Recuerdo que en casa decíamos, “bueno eso está ocurriendo en China, a decenas de miles de kilómetros de aquí. Nunca llegará a Bonares”.
Al cabo de varias semanas más tarde, llegó, y no solo eso, sino que nos condicionó la vida de un modo tan abrupto e inesperado, que, en el mejor de los casos, aún estamos adaptándonos a ello. Algunos incluso, lamentablemente, ya no podrán hacerlo (DEP).
Ahora desayunamos en casa con los ojos puestos en Ucrania, y da verdadero pavor el insistir en aquella conducta, a la par burguesa que supremacista del “a Bonares no va a llegar, la guerra está a miles de kilómetros de aquí”.
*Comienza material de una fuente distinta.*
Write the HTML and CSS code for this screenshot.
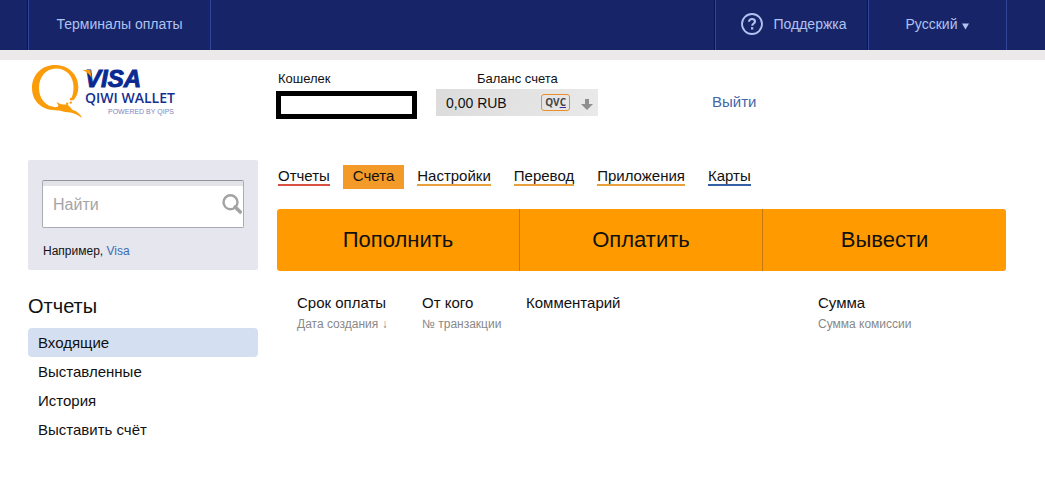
FILE: index.html
```html
<!DOCTYPE html>
<html lang="ru">
<head>
<meta charset="utf-8">
<meta name="viewport" content="width=device-width, initial-scale=1">
<title>Visa QIWI Wallet</title>
<link rel="stylesheet" href="styles.css">
</head>
<body>
<div class="topbar">
  <a class="topbar-item terminals" href="#">Терминалы оплаты</a>
  <a class="topbar-item support" href="#">
    <svg class="help-icon" viewBox="0 0 22 22" aria-hidden="true">
      <circle cx="11" cy="11" r="10" fill="none" stroke="currentColor" stroke-width="1.8"/>
      <path d="M8 8.8C8 6.9 9.3 6 11 6s3 1 3 2.6c0 1.900-2.800 2-2.800 4.200" fill="none" stroke="currentColor" stroke-width="2.100"/>
      <rect x="10" y="14.200" width="2.300" height="2.300" fill="currentColor"/>
    </svg>
    <span>Поддержка</span>
  </a>
  <button class="topbar-item language" type="button">
    <span>Русский</span>
    <svg class="caret" viewBox="0 0 7 7" aria-hidden="true"><path d="M0 0.500h7L3.500 6.500z" fill="currentColor"/></svg>
  </button>
</div>

<header class="header">
  <a class="logo" href="#" aria-label="Visa QIWI Wallet">
    <svg class="logo-image" viewBox="0 0 150 56" aria-hidden="true">
      <path fill="#fb9d0b" fill-rule="evenodd" d="M27 1C40 1 50.300 10 50.300 23c0 6-1.800 10-5 13.500l-2.300-1.500c1.700-3 2.500-7 2.500-12C45.500 12 38 4.600 28 4.600 18 4.600 11 13 11 24c0 10.500 6.500 18.500 16.500 19.200 1.500 0 2.500-.6 3-1.400L28.500 38l4.500 2.300 6.500.4 3.300 3.100 1.400 1.900c5 1.300 8.300 4.500 9.800 8.300-5-4-9.500-5.900-16.500-6.100-3.500-.6-6-1.700-10-1.700C13 46 4 36.500 4 24 4 10.500 14 1 27 1z"/>
      <circle cx="39.200" cy="39.800" r="1.200" fill="#fb9d0b"/>
      <circle cx="42.800" cy="38.600" r="1.200" fill="#fb9d0b"/>
      <circle cx="43.200" cy="35.200" r="1.400" fill="#fb9d0b"/>
      <text class="logo-visa" x="57" y="23">VISA</text>
      <path d="M54 6h8.500l1 8C61.500 9.500 58 7.500 54 6z" fill="#fb9d0b"/>
      <text class="logo-wallet" x="57" y="39">QIWI WALLET</text>
      <text class="logo-powered" x="80" y="50">POWERED BY QIPS</text>
    </svg>
  </a>
  <div class="account">
    <label class="account-label" for="wallet">Кошелек</label>
    <input class="wallet-input" id="wallet" type="text">
  </div>
  <div class="balance">
    <span class="balance-label">Баланс счета</span>
    <button class="balance-button" type="button">
      <span class="balance-value">0,00 RUB</span>
      <span class="qvc">QV<span class="qvc-c">C</span></span>
      <svg class="arrow" viewBox="0 0 12 11" aria-hidden="true"><path d="M4 0h4v5h4L6 11 0 5h4z" fill="#8f8f8f"/></svg>
    </button>
  </div>
  <a class="logout" href="#">Выйти</a>
</header>

<div class="page">
  <aside class="sidebar">
    <form class="search">
      <div class="search-box">
        <input class="search-input" type="search" placeholder="Найти" aria-label="Найти">
        <button class="search-button" type="button" aria-label="Искать">
          <svg class="search-icon" viewBox="0 0 20 20" aria-hidden="true"><circle cx="8.500" cy="8.300" r="7" fill="none" stroke="#a3a3a3" stroke-width="2.400"/><path d="M13.200 13l5 5" stroke="#a3a3a3" stroke-width="3.600" stroke-linecap="round"/></svg>
        </button>
      </div>
      <p class="hint">Например, <a class="hint-link" href="#">Visa</a></p>
    </form>
    <h2 class="side-title">Отчеты</h2>
    <nav class="side-nav">
      <a class="side-link current" href="#">Входящие</a>
      <a class="side-link" href="#">Выставленные</a>
      <a class="side-link" href="#">История</a>
      <a class="side-link" href="#">Выставить счёт</a>
    </nav>
  </aside>
  <main class="main">
    <nav class="tabs">
      <a class="tab red" href="#">Отчеты</a>
      <a class="tab active" href="#">Счета</a>
      <a class="tab" href="#">Настройки</a>
      <a class="tab" href="#">Перевод</a>
      <a class="tab" href="#">Приложения</a>
      <a class="tab blue" href="#">Карты</a>
    </nav>
    <div class="actions">
      <button class="action" type="button">Пополнить</button>
      <button class="action" type="button">Оплатить</button>
      <button class="action" type="button">Вывести</button>
    </div>
    <table class="bills">
      <thead>
        <tr>
          <th class="col-date" scope="col">Срок оплаты<span class="sub">Дата создания ↓</span></th>
          <th class="col-from" scope="col">От кого<span class="sub">№ транзакции</span></th>
          <th class="col-comment" scope="col">Комментарий</th>
          <th class="col-sum" scope="col">Сумма<span class="sub">Сумма комиссии</span></th>
        </tr>
      </thead>
    </table>
  </main>
</div>
</body>
</html>
```

FILE: styles.css
```css
* { box-sizing: border-box; }

body {
  margin: 0;
  background: #fff;
  color: #111;
  font: 15px/20px "Liberation Sans", Arial, sans-serif;
}

a { color: inherit; text-decoration: none; }
button, input { font: inherit; color: inherit; }
button { margin: 0; padding: 0; border: 0; background: none; cursor: pointer; }

/* Top bar */
.topbar {
  display: flex;
  height: 60px;
  padding: 0 38px 0 28px;
  background: #172568;
  border-bottom: 10px solid #ebe9ea;
  color: #b0c2f0;
  font-size: 14px;
}
.topbar-item {
  display: flex;
  align-items: center;
  justify-content: center;
  padding-bottom: 2px;
  border-left: 1px solid #33469a;
  box-shadow: -1px 0 #0b1455;
}
.terminals {
  width: 183px;
  border-right: 1px solid #33469a;
}
.support {
  width: 153px;
  margin-left: auto;
  padding-left: 4px;
  gap: 10px;
}
.language {
  width: 139px;
  gap: 5px;
  border-right: 1px solid #33469a;
}
.help-icon { width: 22px; height: 22px; }
.caret { width: 7px; height: 7px; margin-top: 4px; }

/* Header */
.header {
  display: flex;
  height: 100px;
  padding: 4px 39px 0 28px;
}
.logo { width: 248px; }
.logo-image { display: block; overflow: visible; width: 150px; height: 56px; }
.logo-visa {
  font: italic bold 24px "Liberation Sans", Arial, sans-serif;
  fill: #0a2a92;
  stroke: #0a2a92;
  stroke-width: 1px;
}
.logo-wallet { font: 600 14px "Open Sans", sans-serif; fill: #14308f; }
.logo-powered { font: 7px "Liberation Sans", Arial, sans-serif; fill: #8186bb; }
.account {
  display: flex;
  flex-direction: column;
  width: 160px;
}
.account-label, .balance-label {
  padding: 5px 2px 0;
  font-size: 13px;
}
.wallet-input {
  width: 141px;
  height: 28px;
  margin-top: 2px;
  padding: 0 6px;
  border: 5px solid #000;
  border-radius: 0;
  background: #fff;
}
.balance {
  display: flex;
  flex-direction: column;
  width: 276px;
}
.balance-label { padding-left: 41px; }
.balance-button {
  display: flex;
  align-items: center;
  width: 162px;
  height: 27px;
  padding: 0 5px 0 10px;
  background: linear-gradient(100deg, #dcdcdc, #e9e9e9);
  font-size: 14px;
}
.qvc {
  height: 17px;
  margin-left: auto;
  padding: 0 3px;
  border: 1px solid #e98f2c;
  border-radius: 3px;
  color: #444;
  font: bold 10px/15px "Open Sans", sans-serif;
}
.qvc-c { text-decoration: underline #3a2fa0; }
.arrow { width: 12px; height: 11px; margin: 4px 0 0 11px; }
.logout { padding-top: 28px; color: #4467a8; }

/* Columns */
.page {
  display: flex;
  gap: 19px;
  padding: 0 39px 32px 28px;
}
.sidebar { flex: none; width: 230px; }
.main { flex: 1; min-width: 0; }

/* Search */
.search {
  padding: 20px 14px 9px;
  border-radius: 2px;
  background: #e6e6ef;
}
.search-box {
  display: flex;
  align-items: center;
  height: 48px;
  border: 1px solid #a9acb4;
  border-top-color: #8f939c;
  border-radius: 2px;
  background: #fff;
  box-shadow: inset 0 5px #e2e3e7;
}
.search-input {
  flex: 1;
  min-width: 0;
  padding: 2px 10px 0;
  border: 0;
  background: none;
  font-size: 16px;
}
.search-input::placeholder { color: #a5a5a5; opacity: 1; }
.search-button { padding-right: 1px; }
.search-icon { display: block; width: 20px; height: 20px; }
.hint { margin: 13px 1px 0; font-size: 12px; }
.hint-link { color: #3c6cb0; }

/* Side menu */
.side-title {
  margin: 24px 0 10px;
  font-size: 20px;
  font-weight: normal;
  line-height: 24px;
}
.side-nav { display: grid; }
.side-link { padding: 5px 10px 4px; border-radius: 4px; }
.current { background: #d4e0f2; }

/* Tabs */
.tabs { display: flex; gap: 23px; padding: 5px 1px 20px; }
.tab {
  height: 21px;
  padding-top: 1px;
  border-bottom: 2px solid #e8a03c;
}
.red { border-color: #d85040; }
.blue { border-color: #3560a4; }
.active {
  height: 24px;
  margin: 0 -10px;
  padding: 1px 10px 0;
  border: 0;
  background: #f49a28;
}

/* Actions */
.actions {
  display: grid;
  grid-template-columns: repeat(3, 1fr);
  border-radius: 3px;
  background: #ff9a00;
}
.action { height: 62px; font-size: 22px; line-height: 28px; }
.action:not(:last-child) { border-right: 1px solid #c47a10; }

/* Bills */
.bills {
  width: 100%;
  margin-top: 22px;
  padding-left: 20px;
  border-spacing: 0;
  table-layout: fixed;
}
.bills th {
  padding: 0;
  font-weight: normal;
  text-align: left;
  vertical-align: top;
  white-space: nowrap;
}
.col-date { width: 125px; }
.col-from { width: 104px; }
.col-sum { width: 188px; }
.sub { display: block; color: #888; font-size: 12px; line-height: 22px; }
```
Mi mente insana, supongo que por la educación católica que ha recibido, siempre ha funcionado como negacionista del bienestar, anticipando amenazas que perturban mi sosiego, lo reconozco, pero en esta ecuación ucraniana hay incógnitas que sobrepasan las mentes más lúcidas, cuando más la mía, y es por ello que ésta ha virado desde el negacionismo al dramatismo más insoportable.
Me pregunto, ¿no existe en Rusia una opinión pública contraria a Putin? A lo que me respondo, supongo que los líderes que manifiestan esta oposición terminan envenenados, en el exilio, o ambas cosas a la vez.
Otra incógnita que me perturba es el papel que juega China en el conflicto. El gigante asiático, que se ha abstenido de condenar la invasión rusa en el Consejo de Seguridad de las Naciones Unidas, y a todas luces, enemigo de Estados Unidos y de la Europa Occidental, en tantos mercados, está llamado a ser el gran aliado, esperemos que solo en términos comerciales, de Putin, ayudándole a esquivar el bloqueo comercial que la comunidad internacional ha establecido. Y además comunista, por lo que reaparecen nuevos fantasmas que creíamos ya extintos de la guerra fría.
Pero existen más incógnitas inquietantes en aquella ecuación, Polonia y Hungría, son dos socios rebeldes de la UE, que además de estar gobernados por la ultraderecha, hacen frontera con Ucrania, y están recibiendo miles de refugiados ucranianos que pueden desestabilizar políticamente ambos estados a modo de polvorín, con derivadas desconocidas. Todos conocemos la afición que tiene la ultraderecha por los conflictos bélicos, y el estado europeo que esté libre de este pecado diestro, y para mi opinión, también siniestro, que tire la primera bomba.
Mi intranquilidad alcanza los más elevados estándares de intensidad cuando pienso, ¿qué opinarán de todo esto los temidos extremistas islámicos?, si se enquistara el conflicto conformándose dos bloques enfrentados a nivel mundial, ¿a cuál de ellos apoyaría? Prefiero ni pensarlo, si quiera.
Leía durante la semana que, con Putin, Rusia ha elegido de entre ser amada, o temida, ser lo segundo. Y lo cierto es que, claramente, lo está consiguiendo, al menos en mi caso. Las ansias imperialistas de Putin parecen insaciables, y eso me asusta.
Mientras tanto, nosotros, acomodados Europeos occidentales, reproducimos el vergonzoso patrón de comportamiento que mantuvimos en la crisis de los Balcanes, y otras tantas más próximas en el tiempo: diplomacia estéril, mucha manifestación, mucho telediario propagando el sentimiento de pena e injusticia, sanciones económicas, miles de fotitos por las redes con banderitas de Ucrania que sacian nuestra empatía, pero, ¿de verdad estaríamos dispuestos a movilizar nuestros ejércitos para defender la libertad y la democracia en Europa?
No olviden que, como bien dice la ministra de defensa Margarita Robles, hoy es Ucrania, pero mañana puede ser Europa entera, Bonares incluido.